Изменить размер шрифта - +

– Я уверен, что мы очень скоро снова встретимся, – вежливо ответил Дин. – Так или иначе.

И, проходя мимо, подмигнул Фриде.

 

 

Теперь привычный ход вещей нарушился. Где-то там был Мэтью. Или тело Мэтью. Возможно – вероятно! – его убили в течение часа после похищения. Именно это утверждает статистика. Но что, если он все-таки остался в живых? Фрида заставляла себя думать об этом, словно принуждала себя смотреть на солнце, как бы сильно ни болели глаза. Каково пришлось тому, другому детективу – Тэннеру? Дошел ли он до такого состояния, что начал надеяться обнаружить мертвое тело? Просто потому, что тогда он будет знать наверняка…

Загудел домофон, и Фрида впустила Алана в подъезд.

Она открыла дверь, он спокойно вошел и сел в кресло для пациентов. Фрида расположилась напротив.

– Прошу прощения, – сказал он. – Поезд стоял в туннеле минут двадцать. Я ничего не мог поделать.

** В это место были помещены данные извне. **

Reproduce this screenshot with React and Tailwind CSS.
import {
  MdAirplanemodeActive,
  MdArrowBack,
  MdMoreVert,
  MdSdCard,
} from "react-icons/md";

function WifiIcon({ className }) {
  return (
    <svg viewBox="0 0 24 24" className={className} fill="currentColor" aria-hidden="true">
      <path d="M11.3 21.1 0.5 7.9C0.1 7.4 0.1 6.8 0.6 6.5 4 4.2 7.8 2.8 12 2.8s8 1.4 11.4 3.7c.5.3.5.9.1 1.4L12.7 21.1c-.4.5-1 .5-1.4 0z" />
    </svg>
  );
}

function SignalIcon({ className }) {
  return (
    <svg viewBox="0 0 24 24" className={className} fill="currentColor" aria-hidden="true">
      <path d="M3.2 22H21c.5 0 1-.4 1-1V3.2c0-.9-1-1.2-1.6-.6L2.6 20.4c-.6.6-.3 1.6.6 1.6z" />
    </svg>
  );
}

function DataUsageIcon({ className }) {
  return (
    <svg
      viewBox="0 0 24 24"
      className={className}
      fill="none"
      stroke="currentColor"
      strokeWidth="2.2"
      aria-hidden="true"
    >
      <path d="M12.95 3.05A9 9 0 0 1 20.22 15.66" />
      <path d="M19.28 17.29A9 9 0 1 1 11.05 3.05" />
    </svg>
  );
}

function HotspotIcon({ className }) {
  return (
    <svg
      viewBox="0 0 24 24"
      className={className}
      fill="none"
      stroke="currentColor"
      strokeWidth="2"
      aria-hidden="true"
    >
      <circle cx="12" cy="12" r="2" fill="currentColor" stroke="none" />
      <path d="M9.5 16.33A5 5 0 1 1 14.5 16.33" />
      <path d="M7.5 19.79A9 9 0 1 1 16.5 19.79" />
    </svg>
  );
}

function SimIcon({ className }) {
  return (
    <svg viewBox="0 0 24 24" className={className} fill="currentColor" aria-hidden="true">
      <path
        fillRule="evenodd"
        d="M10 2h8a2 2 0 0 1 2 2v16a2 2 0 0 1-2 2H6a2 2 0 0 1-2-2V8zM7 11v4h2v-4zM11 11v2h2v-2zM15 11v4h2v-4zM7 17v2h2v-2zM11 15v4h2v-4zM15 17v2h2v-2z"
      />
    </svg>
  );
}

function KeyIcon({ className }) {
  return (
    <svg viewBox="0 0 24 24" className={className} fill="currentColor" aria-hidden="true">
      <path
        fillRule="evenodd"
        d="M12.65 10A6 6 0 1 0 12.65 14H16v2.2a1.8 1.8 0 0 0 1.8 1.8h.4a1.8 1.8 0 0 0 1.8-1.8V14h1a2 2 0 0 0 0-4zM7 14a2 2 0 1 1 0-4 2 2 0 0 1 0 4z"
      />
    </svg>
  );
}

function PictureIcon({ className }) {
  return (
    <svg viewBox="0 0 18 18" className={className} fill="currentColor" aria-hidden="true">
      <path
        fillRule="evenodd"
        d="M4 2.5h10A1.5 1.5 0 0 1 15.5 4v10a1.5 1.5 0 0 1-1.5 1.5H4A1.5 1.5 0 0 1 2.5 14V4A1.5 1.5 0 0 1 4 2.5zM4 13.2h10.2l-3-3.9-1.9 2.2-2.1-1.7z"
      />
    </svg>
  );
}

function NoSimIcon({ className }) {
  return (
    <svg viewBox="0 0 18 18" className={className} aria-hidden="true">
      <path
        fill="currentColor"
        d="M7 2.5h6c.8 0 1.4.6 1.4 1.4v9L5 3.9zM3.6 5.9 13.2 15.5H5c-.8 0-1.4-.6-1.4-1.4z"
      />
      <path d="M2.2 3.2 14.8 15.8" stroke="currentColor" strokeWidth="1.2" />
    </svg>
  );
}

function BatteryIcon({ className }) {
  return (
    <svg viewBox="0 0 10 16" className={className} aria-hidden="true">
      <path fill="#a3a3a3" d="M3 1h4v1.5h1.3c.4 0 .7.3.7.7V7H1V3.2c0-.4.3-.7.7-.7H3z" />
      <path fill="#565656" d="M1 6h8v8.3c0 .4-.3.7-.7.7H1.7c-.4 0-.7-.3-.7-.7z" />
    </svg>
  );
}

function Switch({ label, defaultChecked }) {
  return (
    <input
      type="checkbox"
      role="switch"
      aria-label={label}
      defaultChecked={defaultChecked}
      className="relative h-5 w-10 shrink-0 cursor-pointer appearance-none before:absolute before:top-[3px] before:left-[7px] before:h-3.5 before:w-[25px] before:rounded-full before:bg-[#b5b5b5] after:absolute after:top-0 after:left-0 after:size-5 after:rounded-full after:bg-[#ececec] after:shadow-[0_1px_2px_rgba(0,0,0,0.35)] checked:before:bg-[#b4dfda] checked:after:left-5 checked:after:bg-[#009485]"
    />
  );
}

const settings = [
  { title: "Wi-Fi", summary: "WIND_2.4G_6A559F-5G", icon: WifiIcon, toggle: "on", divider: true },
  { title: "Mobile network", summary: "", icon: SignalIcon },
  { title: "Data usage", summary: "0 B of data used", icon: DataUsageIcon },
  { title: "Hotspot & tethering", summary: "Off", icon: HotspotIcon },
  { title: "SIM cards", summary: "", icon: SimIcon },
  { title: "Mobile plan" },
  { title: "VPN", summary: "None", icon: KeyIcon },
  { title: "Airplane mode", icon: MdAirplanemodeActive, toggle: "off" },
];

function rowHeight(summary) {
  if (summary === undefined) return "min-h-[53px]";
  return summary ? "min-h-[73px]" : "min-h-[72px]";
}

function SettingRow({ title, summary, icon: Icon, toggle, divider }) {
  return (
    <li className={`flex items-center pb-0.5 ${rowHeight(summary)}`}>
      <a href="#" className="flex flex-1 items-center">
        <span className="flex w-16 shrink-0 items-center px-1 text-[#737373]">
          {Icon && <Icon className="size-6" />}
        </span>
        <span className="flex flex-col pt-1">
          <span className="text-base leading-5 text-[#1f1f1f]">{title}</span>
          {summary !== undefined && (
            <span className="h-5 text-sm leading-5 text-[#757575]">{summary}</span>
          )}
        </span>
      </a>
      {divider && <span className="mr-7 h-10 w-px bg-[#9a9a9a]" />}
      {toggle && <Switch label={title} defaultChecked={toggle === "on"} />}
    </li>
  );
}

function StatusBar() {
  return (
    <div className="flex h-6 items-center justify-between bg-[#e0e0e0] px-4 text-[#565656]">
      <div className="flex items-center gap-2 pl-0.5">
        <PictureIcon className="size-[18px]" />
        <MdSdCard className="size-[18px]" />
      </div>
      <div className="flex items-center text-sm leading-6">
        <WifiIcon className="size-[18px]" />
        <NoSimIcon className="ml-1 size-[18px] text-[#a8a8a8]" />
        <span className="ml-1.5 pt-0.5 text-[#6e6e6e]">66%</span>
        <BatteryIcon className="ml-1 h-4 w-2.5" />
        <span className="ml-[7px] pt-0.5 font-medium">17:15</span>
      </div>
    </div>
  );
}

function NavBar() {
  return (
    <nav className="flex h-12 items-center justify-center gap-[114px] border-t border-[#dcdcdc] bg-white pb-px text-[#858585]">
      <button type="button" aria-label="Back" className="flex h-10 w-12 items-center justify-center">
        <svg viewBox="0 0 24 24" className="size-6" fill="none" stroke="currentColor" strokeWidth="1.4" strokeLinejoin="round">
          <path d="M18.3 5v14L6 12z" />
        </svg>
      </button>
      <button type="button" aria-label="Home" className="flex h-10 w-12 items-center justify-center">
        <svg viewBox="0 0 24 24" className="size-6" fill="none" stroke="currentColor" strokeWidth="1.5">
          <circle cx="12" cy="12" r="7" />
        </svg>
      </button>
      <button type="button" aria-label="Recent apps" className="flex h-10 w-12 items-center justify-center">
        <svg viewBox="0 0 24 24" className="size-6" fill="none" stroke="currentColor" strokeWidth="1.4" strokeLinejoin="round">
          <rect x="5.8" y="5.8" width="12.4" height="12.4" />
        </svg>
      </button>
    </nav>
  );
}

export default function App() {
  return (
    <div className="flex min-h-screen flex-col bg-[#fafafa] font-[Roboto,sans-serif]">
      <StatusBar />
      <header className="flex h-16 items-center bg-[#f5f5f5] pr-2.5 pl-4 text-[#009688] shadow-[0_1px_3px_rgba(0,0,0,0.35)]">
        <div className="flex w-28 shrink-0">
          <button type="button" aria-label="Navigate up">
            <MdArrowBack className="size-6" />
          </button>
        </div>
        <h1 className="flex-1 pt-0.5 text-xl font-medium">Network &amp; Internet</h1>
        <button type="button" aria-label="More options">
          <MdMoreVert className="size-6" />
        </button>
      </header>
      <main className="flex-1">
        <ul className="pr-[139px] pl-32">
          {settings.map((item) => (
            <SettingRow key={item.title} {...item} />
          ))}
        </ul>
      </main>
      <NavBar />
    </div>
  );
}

Алан поерзал, потер глаза и провел рукой по волосам. Он сидел и молчал. Фрида привыкла к этому. Более того, она чувствовала, что очень важно не нарушать молчания, не заполнять его собственной болтовней, как бы оно ни раздражало. Молчание само по себе может выступать как вид коммуникации. Случалось, пациент сидел перед ней десять, а то и двадцать минут, прежде чем решался заговорить. Она помнила вопрос из времен, когда еще училась в университете: если пациент заснул, нужно ли будить его? Нет, настаивал ее руководитель. Уснуть уже само по себе означает сделать определенное заявление. Впрочем, до конца этот постулат она так и не смогла принять. Если молчание и представляет собой вид коммуникации, то весьма дорогостоящий и непродуктивный. Она подозревала, что легкий толчок локтем нельзя рассматривать как нарушение отношений между врачом и пациентом. Когда молчание затянулось, она решила, что в данном случае, возможно, легкий толчок локтем – то, что нужно.

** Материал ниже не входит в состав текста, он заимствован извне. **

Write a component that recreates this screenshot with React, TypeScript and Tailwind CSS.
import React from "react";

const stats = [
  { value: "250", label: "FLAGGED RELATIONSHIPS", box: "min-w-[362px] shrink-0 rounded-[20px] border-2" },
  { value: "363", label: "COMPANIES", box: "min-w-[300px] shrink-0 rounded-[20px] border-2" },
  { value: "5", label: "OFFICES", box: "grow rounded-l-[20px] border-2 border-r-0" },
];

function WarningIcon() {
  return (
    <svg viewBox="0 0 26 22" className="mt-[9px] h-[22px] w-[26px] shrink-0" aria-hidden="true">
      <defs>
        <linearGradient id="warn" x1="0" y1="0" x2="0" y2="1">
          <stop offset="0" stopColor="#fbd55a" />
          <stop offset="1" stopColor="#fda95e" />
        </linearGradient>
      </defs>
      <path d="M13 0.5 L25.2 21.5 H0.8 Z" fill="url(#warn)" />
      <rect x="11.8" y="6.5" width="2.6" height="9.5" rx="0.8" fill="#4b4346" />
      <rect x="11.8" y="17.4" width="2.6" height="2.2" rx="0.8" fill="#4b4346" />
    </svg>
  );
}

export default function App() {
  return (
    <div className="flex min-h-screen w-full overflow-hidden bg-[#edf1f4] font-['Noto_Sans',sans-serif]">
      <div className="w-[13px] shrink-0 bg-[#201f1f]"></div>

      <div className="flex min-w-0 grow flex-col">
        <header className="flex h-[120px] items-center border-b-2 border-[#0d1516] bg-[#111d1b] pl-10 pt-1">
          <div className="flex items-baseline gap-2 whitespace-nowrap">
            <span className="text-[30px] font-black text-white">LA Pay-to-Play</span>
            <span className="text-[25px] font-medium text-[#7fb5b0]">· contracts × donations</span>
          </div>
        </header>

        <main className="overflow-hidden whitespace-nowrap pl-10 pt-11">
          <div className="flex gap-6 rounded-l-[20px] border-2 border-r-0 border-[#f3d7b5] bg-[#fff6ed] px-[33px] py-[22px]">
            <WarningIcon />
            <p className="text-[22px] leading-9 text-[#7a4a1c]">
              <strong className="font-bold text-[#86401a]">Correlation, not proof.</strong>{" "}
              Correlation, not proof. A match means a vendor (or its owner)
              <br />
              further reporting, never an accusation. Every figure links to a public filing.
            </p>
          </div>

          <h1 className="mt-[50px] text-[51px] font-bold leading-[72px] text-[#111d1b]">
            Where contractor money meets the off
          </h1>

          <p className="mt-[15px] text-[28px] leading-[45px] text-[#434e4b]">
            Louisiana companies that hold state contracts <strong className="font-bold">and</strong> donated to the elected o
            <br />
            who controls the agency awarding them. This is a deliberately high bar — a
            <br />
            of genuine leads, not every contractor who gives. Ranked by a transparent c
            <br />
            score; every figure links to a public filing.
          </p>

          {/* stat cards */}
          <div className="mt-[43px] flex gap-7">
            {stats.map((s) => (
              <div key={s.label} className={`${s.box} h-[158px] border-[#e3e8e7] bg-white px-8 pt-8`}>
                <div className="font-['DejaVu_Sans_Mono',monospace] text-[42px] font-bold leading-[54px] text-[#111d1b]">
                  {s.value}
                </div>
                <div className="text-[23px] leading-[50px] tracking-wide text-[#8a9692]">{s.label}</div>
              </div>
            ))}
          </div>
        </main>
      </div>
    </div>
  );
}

– Порой, когда человек не хочет говорить, – начала она, – это означает то, что он хочет сказать слишком многое. И ему тяжело решить, с чего начать.

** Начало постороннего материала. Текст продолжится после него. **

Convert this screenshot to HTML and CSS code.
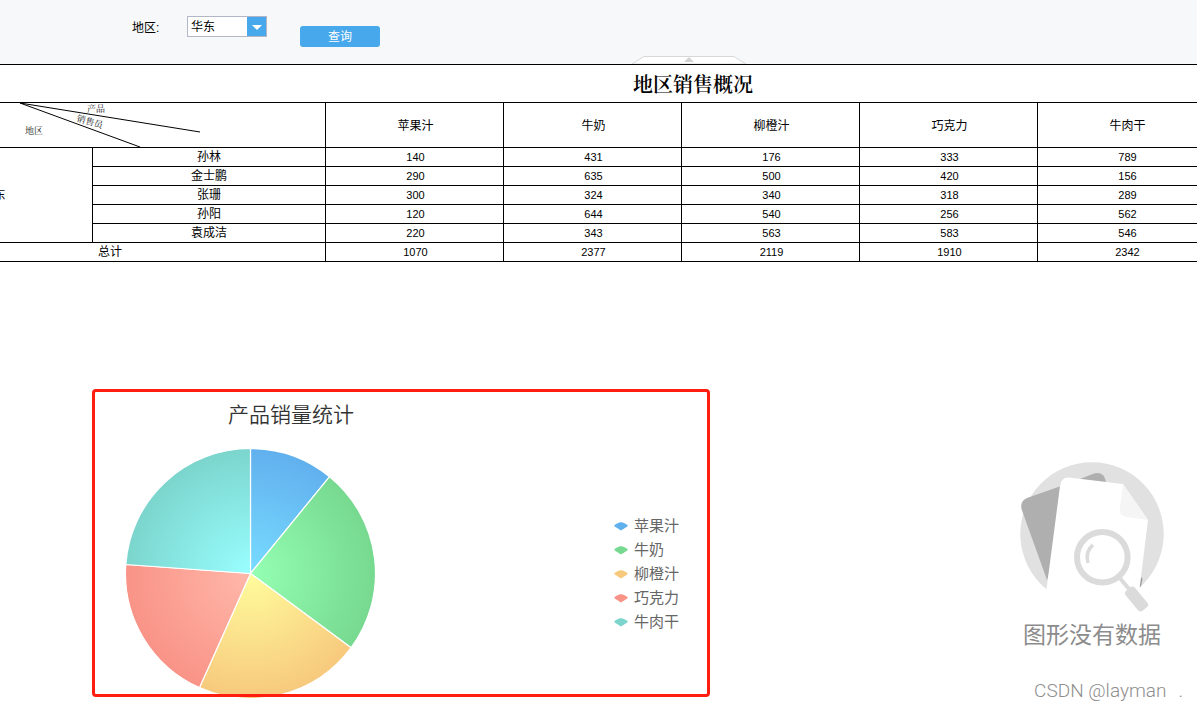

– Я просто чувствовал себя разбитым, – ответил Алан. – У меня были проблемы со сном, я то работал, то нет, и мне это очень тяжело давалось.

Снова повисла пауза, но сказанное совершенно сбило Фриду с толку. Он что, водит ее за нос? Его молчание – своеобразное наказание? Она также испытывала разочарование: пришло время анализировать его новое самовосприятие, а не шарахаться от него.

– Это и есть настоящая причина? – спросила она. – Мы просто притворимся, что ничего не произошло?

– Что?

– Я понимаю: то, что вы недавно узнали, неминуемо повлияет на вас, – сказала она. – Наверное, ваш привычный мир перевернулся с ног на голову.

– Все вовсе не так плохо, – озадаченно возразил он. – Но как вы узнали? Вам Кэрри позвонила? Решила действовать у меня за спиной?

– Кэрри? – удивленно переспросила она. – Похоже, у нас с вами явное недопонимание. Что происходит?

– У меня случаются потери памяти. И я подумал, что о них вы и говорите.

– Что значит «потери памяти»?

– Я послал Кэрри цветы и совершенно забыл о том, что заказал их.